**DATASET CONTENT**
<<<<

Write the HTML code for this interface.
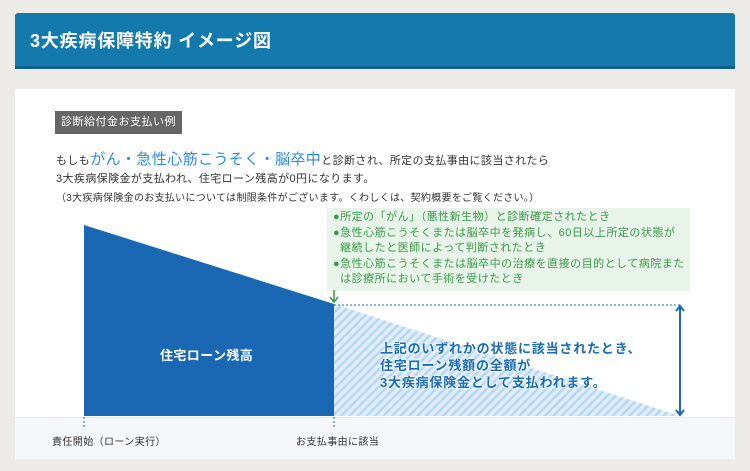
<!DOCTYPE html>
<html><head><meta charset="utf-8"><style>
body{margin:0;width:750px;height:471px;background:#ecebe7;font-family:"Liberation Sans","Noto Sans CJK JP",sans-serif;position:relative;overflow:hidden}
.hd{position:absolute;left:15px;top:13px;width:720px;height:53px;background:#1479ad;border-bottom:3px solid #0e5f8a;border-radius:3px 3px 0 0}
.hd span{position:absolute;left:15px;top:14px;color:#fff;font-size:18px;font-weight:bold;letter-spacing:0.8px}
.pn{position:absolute;left:15px;top:89px;width:720px;height:369px;background:#fff}
.ft{position:absolute;left:15px;top:417px;width:720px;height:41px;background:#f4f7fa;border-top:1px solid #e6e9ec}
.tag{position:absolute;left:55px;top:111px;background:#666;color:#fff;font-size:11px;padding:3px 6px;height:17px;line-height:17px;letter-spacing:0.5px}
.t{position:absolute;font-size:11px;color:#333;white-space:nowrap;letter-spacing:0.4px}
.gb{position:absolute;left:327px;top:208px;width:363px;height:83px;background:#e8f3e9;color:#3a9a47;font-size:11px;line-height:15.5px;padding:2px 0 0 6px;box-sizing:border-box;letter-spacing:0.5px;white-space:nowrap}
.blt{position:absolute;left:380px;top:340px;color:#1a6cb5;font-weight:bold;font-size:13px;line-height:17px;letter-spacing:0.8px;text-shadow:0 0 2px #fff,0 0 2px #fff,0 0 3px #fff;white-space:nowrap}
</style></head><body>
<div class="hd"><span>3大疾病保障特約 イメージ図</span></div>
<div class="pn"></div>
<div class="ft"></div>
<div class="tag">診断給付金お支払い例</div>
<div class="t" style="left:56px;top:148px">もしも<span style="color:#2b8be6;font-size:15px">がん・急性心筋こうそく・脳卒中</span>と診断され、所定の支払事由に該当されたら</div>
<div class="t" style="left:56px;top:170px">3大疾病保険金が支払われ、住宅ローン残高が0円になります。</div>
<div class="t" style="left:56px;top:189px;font-size:10px;letter-spacing:0.3px">（3大疾病保険金のお支払いについては制限条件がございます。くわしくは、契約概要をご覧ください。）</div>
<div class="gb">●所定の「がん」（悪性新生物）と診断確定されたとき<br>●急性心筋こうそくまたは脳卒中を発病し、60日以上所定の状態が<br>&nbsp;&nbsp;継続したと医師によって判断されたとき<br>●急性心筋こうそくまたは脳卒中の治療を直接の目的として病院また<br>&nbsp;&nbsp;は診療所において手術を受けたとき</div>
<svg style="position:absolute;left:0;top:0" width="750" height="471">
<defs><pattern id="h" width="6" height="6" patternUnits="userSpaceOnUse" patternTransform="rotate(45)"><rect width="6" height="6" fill="#dfeefa"/><rect width="2.5" height="6" fill="#b7d6f2"/></pattern></defs>
<polygon points="84,225 334,304 334,416 84,416" fill="#1a68b3"/>
<polygon points="334,304 680,416 334,416" fill="url(#h)"/>
<line x1="334" y1="305" x2="680" y2="305" stroke="#1a68b3" stroke-dasharray="2,2"/>
<line x1="680" y1="307" x2="680" y2="414" stroke="#1a68b3" stroke-width="2"/>
<polyline points="676,311 680,306 684,311" fill="none" stroke="#1a68b3" stroke-width="2"/>
<polyline points="676,410 680,415 684,410" fill="none" stroke="#1a68b3" stroke-width="2"/>
<line x1="334" y1="290" x2="334" y2="302" stroke="#3a9a47" stroke-width="1.5"/>
<polyline points="330,297 334,302 338,297" fill="none" stroke="#3a9a47" stroke-width="1.5"/>
<line x1="84" y1="417" x2="84" y2="427" stroke="#1a68b3" stroke-dasharray="2,2"/>
<line x1="334" y1="417" x2="334" y2="427" stroke="#1a68b3" stroke-dasharray="2,2"/>
</svg>
<div class="t" style="left:160px;top:345px;color:#fff;font-weight:bold;font-size:13px">住宅ローン残高</div>
<div class="blt">上記のいずれかの状態に該当されたとき、<br>住宅ローン残額の全額が<br>3大疾病保険金として支払われます。</div>
<div class="t" style="left:52px;top:433px;font-size:10px">責任開始（ローン実行）</div>
<div class="t" style="left:296px;top:433px;font-size:10px">お支払事由に該当</div>
</body></html>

>>>>

Repeat the data in full and exactly. Omit pictures.

**SOLUTION FOR THIS TASK**
Write the HTML code for this interface.
<!DOCTYPE html>
<html><head><meta charset="utf-8"><style>
body{margin:0;width:750px;height:471px;background:#ecebe7;font-family:"Liberation Sans","Noto Sans CJK JP",sans-serif;position:relative;overflow:hidden}
.hd{position:absolute;left:15px;top:13px;width:720px;height:53px;background:#1479ad;border-bottom:3px solid #0e5f8a;border-radius:3px 3px 0 0}
.hd span{position:absolute;left:15px;top:14px;color:#fff;font-size:18px;font-weight:bold;letter-spacing:0.8px}
.pn{position:absolute;left:15px;top:89px;width:720px;height:369px;background:#fff}
.ft{position:absolute;left:15px;top:417px;width:720px;height:41px;background:#f4f7fa;border-top:1px solid #e6e9ec}
.tag{position:absolute;left:55px;top:111px;background:#666;color:#fff;font-size:11px;padding:3px 6px;height:17px;line-height:17px;letter-spacing:0.5px}
.t{position:absolute;font-size:11px;color:#333;white-space:nowrap;letter-spacing:0.4px}
.gb{position:absolute;left:327px;top:208px;width:363px;height:83px;background:#e8f3e9;color:#3a9a47;font-size:11px;line-height:15.5px;padding:2px 0 0 6px;box-sizing:border-box;letter-spacing:0.5px;white-space:nowrap}
.blt{position:absolute;left:380px;top:340px;color:#1a6cb5;font-weight:bold;font-size:13px;line-height:17px;letter-spacing:0.8px;text-shadow:0 0 2px #fff,0 0 2px #fff,0 0 3px #fff;white-space:nowrap}
</style></head><body>
<div class="hd"><span>3大疾病保障特約 イメージ図</span></div>
<div class="pn"></div>
<div class="ft"></div>
<div class="tag">診断給付金お支払い例</div>
<div class="t" style="left:56px;top:148px">もしも<span style="color:#2b8be6;font-size:15px">がん・急性心筋こうそく・脳卒中</span>と診断され、所定の支払事由に該当されたら</div>
<div class="t" style="left:56px;top:170px">3大疾病保険金が支払われ、住宅ローン残高が0円になります。</div>
<div class="t" style="left:56px;top:189px;font-size:10px;letter-spacing:0.3px">（3大疾病保険金のお支払いについては制限条件がございます。くわしくは、契約概要をご覧ください。）</div>
<div class="gb">●所定の「がん」（悪性新生物）と診断確定されたとき<br>●急性心筋こうそくまたは脳卒中を発病し、60日以上所定の状態が<br>&nbsp;&nbsp;継続したと医師によって判断されたとき<br>●急性心筋こうそくまたは脳卒中の治療を直接の目的として病院また<br>&nbsp;&nbsp;は診療所において手術を受けたとき</div>
<svg style="position:absolute;left:0;top:0" width="750" height="471">
<defs><pattern id="h" width="6" height="6" patternUnits="userSpaceOnUse" patternTransform="rotate(45)"><rect width="6" height="6" fill="#dfeefa"/><rect width="2.5" height="6" fill="#b7d6f2"/></pattern></defs>
<polygon points="84,225 334,304 334,416 84,416" fill="#1a68b3"/>
<polygon points="334,304 680,416 334,416" fill="url(#h)"/>
<line x1="334" y1="305" x2="680" y2="305" stroke="#1a68b3" stroke-dasharray="2,2"/>
<line x1="680" y1="307" x2="680" y2="414" stroke="#1a68b3" stroke-width="2"/>
<polyline points="676,311 680,306 684,311" fill="none" stroke="#1a68b3" stroke-width="2"/>
<polyline points="676,410 680,415 684,410" fill="none" stroke="#1a68b3" stroke-width="2"/>
<line x1="334" y1="290" x2="334" y2="302" stroke="#3a9a47" stroke-width="1.5"/>
<polyline points="330,297 334,302 338,297" fill="none" stroke="#3a9a47" stroke-width="1.5"/>
<line x1="84" y1="417" x2="84" y2="427" stroke="#1a68b3" stroke-dasharray="2,2"/>
<line x1="334" y1="417" x2="334" y2="427" stroke="#1a68b3" stroke-dasharray="2,2"/>
</svg>
<div class="t" style="left:160px;top:345px;color:#fff;font-weight:bold;font-size:13px">住宅ローン残高</div>
<div class="blt">上記のいずれかの状態に該当されたとき、<br>住宅ローン残額の全額が<br>3大疾病保険金として支払われます。</div>
<div class="t" style="left:52px;top:433px;font-size:10px">責任開始（ローン実行）</div>
<div class="t" style="left:296px;top:433px;font-size:10px">お支払事由に該当</div>
</body></html>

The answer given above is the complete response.